**AIM OF THE EXERCISE**
Please output the data below exactly as given, starting at its first line and stopping after the line that contains "type IconKind = 'signal'".

**INFORMATION SHOWN**

^^^^

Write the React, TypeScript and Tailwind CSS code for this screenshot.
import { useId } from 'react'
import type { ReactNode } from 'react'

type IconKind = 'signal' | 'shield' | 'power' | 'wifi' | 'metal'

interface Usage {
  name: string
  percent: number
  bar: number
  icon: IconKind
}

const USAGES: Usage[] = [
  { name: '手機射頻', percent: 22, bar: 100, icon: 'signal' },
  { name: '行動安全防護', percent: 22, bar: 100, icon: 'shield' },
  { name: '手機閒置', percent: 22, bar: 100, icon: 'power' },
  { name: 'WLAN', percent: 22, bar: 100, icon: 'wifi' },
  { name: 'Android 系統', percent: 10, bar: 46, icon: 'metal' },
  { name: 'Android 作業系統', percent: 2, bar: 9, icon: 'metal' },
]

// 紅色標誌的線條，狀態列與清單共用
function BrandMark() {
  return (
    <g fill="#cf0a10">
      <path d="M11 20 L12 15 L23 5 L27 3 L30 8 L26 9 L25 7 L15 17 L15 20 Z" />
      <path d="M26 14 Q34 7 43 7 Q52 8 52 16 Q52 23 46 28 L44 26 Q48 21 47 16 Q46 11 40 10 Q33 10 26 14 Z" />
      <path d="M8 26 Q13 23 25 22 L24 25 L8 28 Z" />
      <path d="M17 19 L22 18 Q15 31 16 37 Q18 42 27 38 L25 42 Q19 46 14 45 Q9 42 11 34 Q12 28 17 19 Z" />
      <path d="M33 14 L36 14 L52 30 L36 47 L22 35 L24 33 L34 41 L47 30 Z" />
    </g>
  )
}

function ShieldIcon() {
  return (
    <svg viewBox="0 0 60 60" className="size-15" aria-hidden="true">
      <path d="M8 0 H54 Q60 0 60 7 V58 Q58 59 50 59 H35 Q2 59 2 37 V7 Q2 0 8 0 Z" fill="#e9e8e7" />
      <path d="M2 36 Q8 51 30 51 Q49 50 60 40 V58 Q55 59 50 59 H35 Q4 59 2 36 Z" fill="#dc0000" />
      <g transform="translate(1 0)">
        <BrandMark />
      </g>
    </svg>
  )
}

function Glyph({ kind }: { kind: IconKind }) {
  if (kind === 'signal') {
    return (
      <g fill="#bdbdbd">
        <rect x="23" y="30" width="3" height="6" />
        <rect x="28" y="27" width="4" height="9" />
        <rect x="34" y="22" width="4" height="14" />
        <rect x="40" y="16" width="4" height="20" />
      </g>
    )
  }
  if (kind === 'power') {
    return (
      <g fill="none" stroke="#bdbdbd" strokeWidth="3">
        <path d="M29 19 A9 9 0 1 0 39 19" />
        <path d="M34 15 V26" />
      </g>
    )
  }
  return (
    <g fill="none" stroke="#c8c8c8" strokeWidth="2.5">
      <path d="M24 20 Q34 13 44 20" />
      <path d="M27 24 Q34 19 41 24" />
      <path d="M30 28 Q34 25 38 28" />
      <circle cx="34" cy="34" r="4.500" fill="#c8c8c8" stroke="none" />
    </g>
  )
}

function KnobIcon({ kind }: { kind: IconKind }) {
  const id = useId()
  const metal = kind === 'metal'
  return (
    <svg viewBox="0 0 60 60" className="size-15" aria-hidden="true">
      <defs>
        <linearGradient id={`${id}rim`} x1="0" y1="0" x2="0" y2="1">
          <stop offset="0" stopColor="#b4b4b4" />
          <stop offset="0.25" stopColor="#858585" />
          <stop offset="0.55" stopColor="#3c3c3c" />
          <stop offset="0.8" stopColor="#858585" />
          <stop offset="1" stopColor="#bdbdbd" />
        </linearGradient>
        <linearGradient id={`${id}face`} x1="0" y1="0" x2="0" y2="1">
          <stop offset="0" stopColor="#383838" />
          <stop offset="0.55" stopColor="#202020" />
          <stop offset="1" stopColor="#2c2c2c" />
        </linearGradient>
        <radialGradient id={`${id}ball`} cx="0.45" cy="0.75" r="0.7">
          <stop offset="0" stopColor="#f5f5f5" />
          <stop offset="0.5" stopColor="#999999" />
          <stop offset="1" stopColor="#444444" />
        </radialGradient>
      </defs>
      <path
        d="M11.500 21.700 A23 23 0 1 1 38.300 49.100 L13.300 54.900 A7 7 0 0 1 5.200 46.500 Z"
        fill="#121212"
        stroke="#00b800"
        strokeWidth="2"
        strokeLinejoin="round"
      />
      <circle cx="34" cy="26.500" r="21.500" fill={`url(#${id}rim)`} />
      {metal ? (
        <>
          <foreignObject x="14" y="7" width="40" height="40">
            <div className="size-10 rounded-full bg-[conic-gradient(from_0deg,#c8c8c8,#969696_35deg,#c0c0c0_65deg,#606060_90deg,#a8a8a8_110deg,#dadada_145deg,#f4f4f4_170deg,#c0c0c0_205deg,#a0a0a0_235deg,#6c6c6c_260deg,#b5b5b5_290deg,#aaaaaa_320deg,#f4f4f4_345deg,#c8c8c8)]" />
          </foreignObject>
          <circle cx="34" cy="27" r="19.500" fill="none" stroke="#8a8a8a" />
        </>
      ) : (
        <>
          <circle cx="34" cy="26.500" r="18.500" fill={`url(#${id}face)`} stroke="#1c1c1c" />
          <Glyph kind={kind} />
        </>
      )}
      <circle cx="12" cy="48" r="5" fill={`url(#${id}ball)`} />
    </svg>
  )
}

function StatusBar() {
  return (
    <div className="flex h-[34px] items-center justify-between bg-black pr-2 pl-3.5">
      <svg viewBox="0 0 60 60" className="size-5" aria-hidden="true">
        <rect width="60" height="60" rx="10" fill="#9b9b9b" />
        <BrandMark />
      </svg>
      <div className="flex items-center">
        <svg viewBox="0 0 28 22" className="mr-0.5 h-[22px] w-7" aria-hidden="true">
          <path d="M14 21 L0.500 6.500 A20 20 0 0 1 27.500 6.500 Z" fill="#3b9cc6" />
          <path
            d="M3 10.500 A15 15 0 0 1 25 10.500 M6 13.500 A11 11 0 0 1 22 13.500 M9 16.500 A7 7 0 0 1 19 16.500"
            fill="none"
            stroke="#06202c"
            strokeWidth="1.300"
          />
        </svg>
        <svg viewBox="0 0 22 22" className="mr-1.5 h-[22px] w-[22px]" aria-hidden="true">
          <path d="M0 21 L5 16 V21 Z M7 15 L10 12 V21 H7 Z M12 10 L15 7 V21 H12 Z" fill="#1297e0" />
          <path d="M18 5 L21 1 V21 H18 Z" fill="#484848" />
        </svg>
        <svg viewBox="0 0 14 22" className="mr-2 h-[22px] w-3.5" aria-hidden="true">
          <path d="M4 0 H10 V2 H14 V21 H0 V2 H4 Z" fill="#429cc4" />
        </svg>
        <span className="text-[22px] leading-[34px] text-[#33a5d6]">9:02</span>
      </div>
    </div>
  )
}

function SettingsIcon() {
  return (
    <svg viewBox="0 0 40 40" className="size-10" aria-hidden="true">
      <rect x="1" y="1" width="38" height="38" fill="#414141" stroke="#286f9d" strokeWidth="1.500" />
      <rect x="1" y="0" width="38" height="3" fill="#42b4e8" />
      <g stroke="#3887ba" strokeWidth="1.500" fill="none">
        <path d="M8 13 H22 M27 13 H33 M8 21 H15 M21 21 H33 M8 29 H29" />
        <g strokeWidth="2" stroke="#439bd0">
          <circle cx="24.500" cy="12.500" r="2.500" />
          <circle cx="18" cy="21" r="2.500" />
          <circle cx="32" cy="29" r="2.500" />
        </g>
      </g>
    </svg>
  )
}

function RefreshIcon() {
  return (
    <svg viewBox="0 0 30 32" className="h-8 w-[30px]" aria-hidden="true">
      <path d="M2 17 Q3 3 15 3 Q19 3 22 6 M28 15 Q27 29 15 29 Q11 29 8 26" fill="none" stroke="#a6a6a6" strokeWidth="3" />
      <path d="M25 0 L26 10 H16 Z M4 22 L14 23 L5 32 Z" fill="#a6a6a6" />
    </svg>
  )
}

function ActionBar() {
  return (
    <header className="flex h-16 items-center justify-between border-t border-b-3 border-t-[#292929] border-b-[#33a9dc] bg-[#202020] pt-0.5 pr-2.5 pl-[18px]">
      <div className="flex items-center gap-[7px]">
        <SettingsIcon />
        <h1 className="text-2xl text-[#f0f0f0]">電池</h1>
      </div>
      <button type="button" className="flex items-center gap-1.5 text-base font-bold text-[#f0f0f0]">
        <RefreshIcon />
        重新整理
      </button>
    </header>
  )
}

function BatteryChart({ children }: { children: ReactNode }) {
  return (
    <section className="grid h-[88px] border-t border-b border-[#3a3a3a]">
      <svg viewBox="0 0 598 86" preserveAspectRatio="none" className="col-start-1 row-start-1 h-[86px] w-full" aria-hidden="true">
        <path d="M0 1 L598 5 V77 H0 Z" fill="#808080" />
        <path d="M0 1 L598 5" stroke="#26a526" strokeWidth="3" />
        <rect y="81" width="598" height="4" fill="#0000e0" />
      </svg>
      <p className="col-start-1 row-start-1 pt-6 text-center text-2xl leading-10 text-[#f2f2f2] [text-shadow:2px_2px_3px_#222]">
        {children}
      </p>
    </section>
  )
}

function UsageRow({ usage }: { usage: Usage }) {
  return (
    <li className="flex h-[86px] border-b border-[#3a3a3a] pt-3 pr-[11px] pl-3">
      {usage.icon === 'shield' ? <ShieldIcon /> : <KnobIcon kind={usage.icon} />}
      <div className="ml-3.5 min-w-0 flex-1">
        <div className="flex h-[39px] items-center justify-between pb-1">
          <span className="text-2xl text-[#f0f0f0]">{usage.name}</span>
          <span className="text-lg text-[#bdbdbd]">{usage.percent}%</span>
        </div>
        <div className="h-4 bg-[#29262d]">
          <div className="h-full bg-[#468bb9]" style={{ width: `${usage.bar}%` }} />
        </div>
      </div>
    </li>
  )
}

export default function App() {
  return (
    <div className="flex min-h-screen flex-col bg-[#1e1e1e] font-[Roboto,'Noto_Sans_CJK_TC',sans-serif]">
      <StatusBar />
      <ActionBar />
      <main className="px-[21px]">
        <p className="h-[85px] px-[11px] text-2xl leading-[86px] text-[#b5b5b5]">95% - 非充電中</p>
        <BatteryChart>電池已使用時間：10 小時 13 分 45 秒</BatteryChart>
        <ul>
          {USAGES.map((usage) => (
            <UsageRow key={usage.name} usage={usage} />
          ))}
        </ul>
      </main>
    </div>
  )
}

^^^^

**SOLUTION FOR THIS EXERCISE**
Write the React, TypeScript and Tailwind CSS code for this screenshot.
import { useId } from 'react'
import type { ReactNode } from 'react'

type IconKind = 'signal' | 'shield' | 'power' | 'wifi' | 'metal'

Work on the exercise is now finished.